Optional. Many Content-Types are represented as 8-bit character or binary data, and can include XML, which typically uses UTF-8 or UTF-16 encoding. This type of data cannot be transmitted over some transport protocols, and might be encoded to 7-bit.

The Content-Transfer-Encoding header field is used to indicate the type of transformation that has been used for encoding this type of data into a 7-bit format.

The following values only are allowed by the WS-I Basic Profile:

  • 7bit - the default
  • 8bit
  • binary
  • base64
  • quoted-printable

The values 7bit, 8bit, and binary all effectively mean that no encoding took place. A MIME conformant mail gateway might use this value to control how it handles the message. For example, encoding it as 7bit before passing routing it over SMTP.

The values base64 and quoted-printable mean that the content has been encoded. The value quoted-printable means that only non-7-bit characters in the original are encoded, and is intended to yield a document which is still human-readable. This setting is most likely to be used in conjunction with a Content-Type of text/plain.

Content-ID

Optional. This field enables parts to be labeled, and referenced from other parts of the message. These parts are typically referenced from part 0 (the first) of the message.

Content-Description

Optional. This field enables parts to be described.

MIME encodings

The following section provides a basic guide to the base64 and quoted-printable encoding; refer to RFC 1521 (linked at the end of this topic) for a definitive specification of MIME encodings.

base64

The original data is broken into groups of 3 octets. Each group is then treated as 4 concatenated 6-bit groups, each of which is translated into a single digit in the base64 alphabet. The base64 alphabet is A-Z, a-z, 0-9, and / (with A=0 and /=63).

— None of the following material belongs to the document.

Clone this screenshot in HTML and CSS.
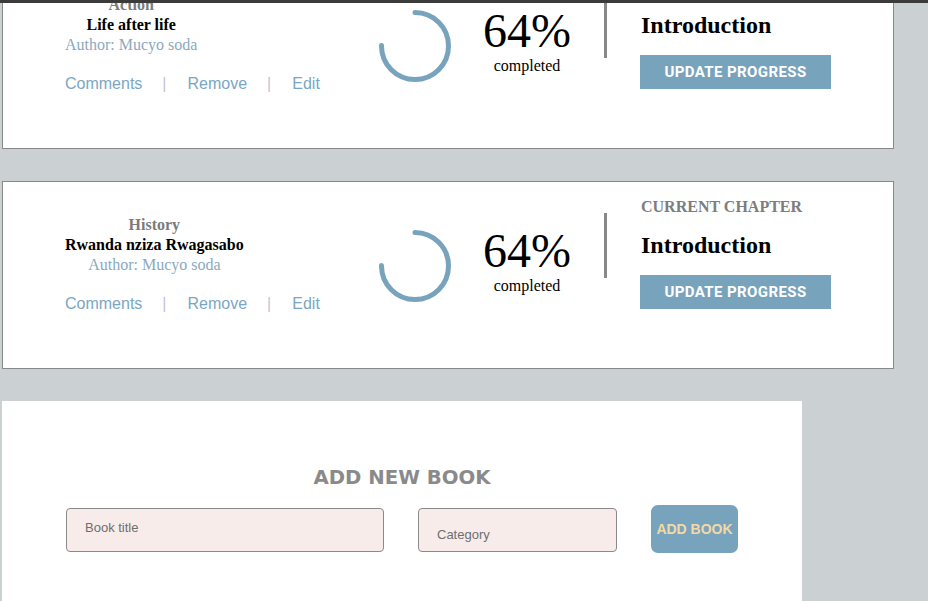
FILE: index.html
```html
<!DOCTYPE html>
<html lang="en">
<head>
<meta charset="utf-8">
<title>Books</title>
<link rel="stylesheet" href="styles.css">
</head>
<body>
<div class="topbar"></div>
<main class="page">
  <section class="card">
    <div class="info">
      <div class="meta">
        <div class="category">Action</div>
        <div class="title">Life after life</div>
        <div class="author">Author: Mucyo soda</div>
      </div>
      <div class="links">
        <a class="link">Comments</a><span class="sep">|</span><a class="link">Remove</a><span class="sep">|</span><a class="link">Edit</a>
      </div>
    </div>
    <svg class="ring" width="72" height="72" viewBox="0 0 72 72">
      <circle cx="36" cy="36" r="33.5" fill="none" stroke="#78a3bc" stroke-width="5" stroke-linecap="round" stroke-dasharray="158 211" transform="rotate(-90 36 36)"/>
    </svg>
    <div class="percent">
      <div class="value">64%</div>
      <div class="done">completed</div>
    </div>
    <div class="divider"></div>
    <div class="chapter">
      <div class="chapter-label">CURRENT CHAPTER</div>
      <div class="chapter-name">Introduction</div>
      <button class="update">UPDATE PROGRESS</button>
    </div>
  </section>

  <section class="card">
    <div class="info">
      <div class="meta">
        <div class="category">History</div>
        <div class="title">Rwanda nziza Rwagasabo</div>
        <div class="author">Author: Mucyo soda</div>
      </div>
      <div class="links">
        <a class="link">Comments</a><span class="sep">|</span><a class="link">Remove</a><span class="sep">|</span><a class="link">Edit</a>
      </div>
    </div>
    <svg class="ring" width="72" height="72" viewBox="0 0 72 72">
      <circle cx="36" cy="36" r="33.5" fill="none" stroke="#78a3bc" stroke-width="5" stroke-linecap="round" stroke-dasharray="158 211" transform="rotate(-90 36 36)"/>
    </svg>
    <div class="percent">
      <div class="value">64%</div>
      <div class="done">completed</div>
    </div>
    <div class="divider"></div>
    <div class="chapter">
      <div class="chapter-label">CURRENT CHAPTER</div>
      <div class="chapter-name">Introduction</div>
      <button class="update">UPDATE PROGRESS</button>
    </div>
  </section>

  <section class="add">
    <h2 class="add-title">ADD NEW BOOK</h2>
    <form class="add-form">
      <input class="field field-title" type="text" placeholder="Book title">
      <input class="field field-cat" type="text" placeholder="Category">
      <button class="add-btn" type="button">ADD BOOK</button>
    </form>
  </section>
</main>
</body>
</html>
```

FILE: styles.css
```css
html, body {
  margin: 0;
  padding: 0;
}

body {
  background: #cbd0d3;
  font-family: "Liberation Serif", "Times New Roman", serif;
  overflow: hidden;
}

.topbar {
  position: fixed;
  top: 0;
  left: 0;
  right: 0;
  height: 3px;
  background: #3b3b3b;
  z-index: 10;
}

/* page is shown scrolled down a little */
.page {
  margin-top: -39px;
  padding-left: 2px;
  display: flex;
  flex-direction: column;
  align-items: flex-start;
  gap: 32px;
}

.card {
  box-sizing: border-box;
  width: 892px;
  height: 188px;
  background: #fff;
  border: 1px solid #888;
  display: flex;
  align-items: flex-start;
}

.info {
  box-sizing: border-box;
  width: 376px;
  padding: 33px 0 0 62px;
  flex: none;
}

.meta {
  width: fit-content;
  text-align: center;
  font-size: 16px;
  line-height: 20px;
}

.category {
  font-weight: bold;
  color: #7b7b7b;
}

.title {
  font-weight: bold;
  color: #000;
}

.author {
  color: #8aa9c0;
}

.links {
  margin-top: 20px;
  display: flex;
  align-items: center;
  font-family: "Liberation Sans", Arial, sans-serif;
  font-size: 16px;
  line-height: 18px;
}

.link {
  color: #7aa6c4;
  cursor: pointer;
}

.sep {
  color: #c4bfdb;
  margin: 0 21px 0 20px;
}

.ring {
  flex: none;
  margin-top: 48px;
}

.percent {
  width: 100px;
  margin: 45px 0 0 26px;
  text-align: center;
  color: #000;
}

.value {
  font-size: 48px;
  line-height: 48px;
}

.done {
  font-size: 16px;
  line-height: 20px;
  margin-top: 1px;
}

.divider {
  width: 3px;
  height: 65px;
  background: #888;
  margin: 31px 0 0 27px;
  flex: none;
}

.chapter {
  margin: 15px 0 0 33px;
  display: flex;
  flex-direction: column;
  align-items: flex-start;
}

.chapter-label {
  font-size: 16px;
  line-height: 20px;
  font-weight: bold;
  color: #7d7d7d;
  padding-left: 1px;
}

.chapter-name {
  font-size: 24px;
  line-height: 28px;
  font-weight: bold;
  color: #000;
  margin-top: 14px;
  padding-left: 1px;
}

.update {
  margin-top: 16px;
  width: 191px;
  height: 34px;
  border: none;
  background: #78a3bc;
  color: #fff;
  font-family: Roboto, "Liberation Sans", sans-serif;
  font-weight: bold;
  font-size: 15px;
  letter-spacing: 0.4px;
  padding: 0;
  cursor: pointer;
}

.add {
  box-sizing: border-box;
  width: 800px;
  height: 260px;
  background: #fff;
  padding: 65px 64px 0;
}

.add-title {
  margin: 0;
  text-align: center;
  font-family: "DejaVu Sans", sans-serif;
  font-weight: bold;
  font-size: 19.7px;
  line-height: 24px;
  color: #8a8a8a;
}

.add-form {
  margin: 15px 0 0;
  height: 48px;
  display: flex;
  align-items: center;
  justify-content: space-between;
}

.field {
  box-sizing: border-box;
  height: 44px;
  margin-top: 2px;
  border: 1px solid #8a8a8a;
  border-radius: 4px;
  background: #f8ecea;
  font-family: "Liberation Sans", Arial, sans-serif;
  font-size: 13px;
  color: #444;
  outline: none;
}

.field::placeholder {
  color: #6e6e6e;
  opacity: 1;
}

.field-title {
  width: 318px;
  padding: 0 18px 6px;
}

.field-cat {
  width: 199px;
  padding: 8px 18px 0;
}

.add-btn {
  width: 87px;
  height: 48px;
  border: none;
  border-radius: 7px;
  background: #78a3bc;
  color: #f3d9a6;
  font-family: "Liberation Sans", Arial, sans-serif;
  font-weight: bold;
  font-size: 14px;
  padding: 0;
  cursor: pointer;
}
```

This diagram shows how 8-bit data is broken down into 6-bit encoded data.

If fewer than 24 bits are available at the end of the data, the encoded data is padded using the "=" character. The maximum line length in the encoded data is 76 characters and line breaks (and all other characters not in the alphabet above) are ignored when decoding.

Examples:

Input Output
Some data encoded in base64. U29tZSBkYXRhIGVuY29kZWQgaW4gYmFzZTY0Lg==
life of brian bGlmZSBvZiBicmlhbg==
what d2hhdA==
quoted-printable

This encoding is appropriate only if most of the data comprises printable characters. Specifically, characters in the ranges 33-60 and 62-126 are typically represented by the corresponding ASCII characters. Control characters and 8-bit data must be represented by the sequence = followed by a pair of hexadecimal digits.

The standard ASCII space <SP> and horizontal tab <HT> represent themselves, unless they appear at the end of an encoded line (without a soft line break), in which case the equivalent hexadecimal format must be used (=20 and =09 respectively).

Line breaks in the data are represented by the RFC 822 line break sequence <CR><LF> and should be encoded as "=0D=0A" if binary data is being encoded.

For base64, the maximum line length in the encoded data is 76 characters. An ‘=' sign at the end of an encoded line (a ‘soft' line break) is used to tell the decoder that the line is to be continued.